A Surgeon’s Notes on Performance

by Atul Gawande

Pub Date: April 3rd, 2007
ISBN: 0-8050-8211-5
Publisher: Metropolitan/Henry Holt

“What does it take to be good at something, when failure is so easy?” asks writer/physician Gawande in his follow-up to Complications (2002).

Diligence, ingenuity and “doing right,” he answers. Gawande illustrates each of these qualities with stories from his own experience, as well as his observations of and conversations with other physicians. Being diligent about the simple act of hand-washing dramatically reduces hospital infections, he demonstrates, and through diligence, army surgeons in Baghdad have greatly enhanced the survival rate among casualties in Iraq. The section on doing right tackles such troublesome moral issues as whether doctors should participate in executions and at what point treatment of a patient becomes mistreatment and should be stopped. Discussing ingenuity, Gawande shows how the rating scale devised by Virginia Apgar, neither an obstetrician nor a mother, transformed the practice of obstetrics. A similar rating scale for every medical encounter, he believes, would inform patients and improve the performance of doctors and hospitals.
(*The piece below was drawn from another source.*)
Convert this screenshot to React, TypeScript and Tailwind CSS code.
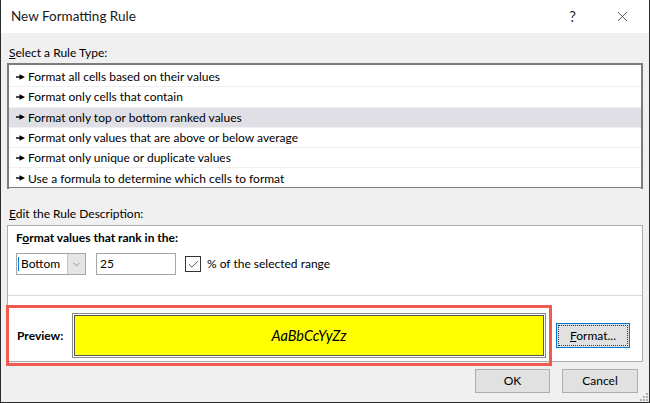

He lauds the innovative thinking of Don Berwick, head of the Institute for Health Care Improvement, who is challenging the medical profession to measure and compare the performance of doctors and hospitals and to give patients total access to that information. When such information is available, medical professionals can identify the best performance and learn from it, as Gawande illustrates with an account of exceptional results in treating cystic fibrosis at Babies and Children’s Hospital in Cleveland. Monitoring and improving clinical performance would do more to save lives than advances in laboratory knowledge, he contends. For young doctors wondering how they can make an individual difference, Gawande suggests five strategies: Ask unscripted questions, don’t complain, “count something” (be a scientist as well as a doctor), write something (to make yourself part of a larger world) and change in response to new ideas.

A must-read for medical professionals—and a discerning, humanizing portrait of doctors at work for the rest of us.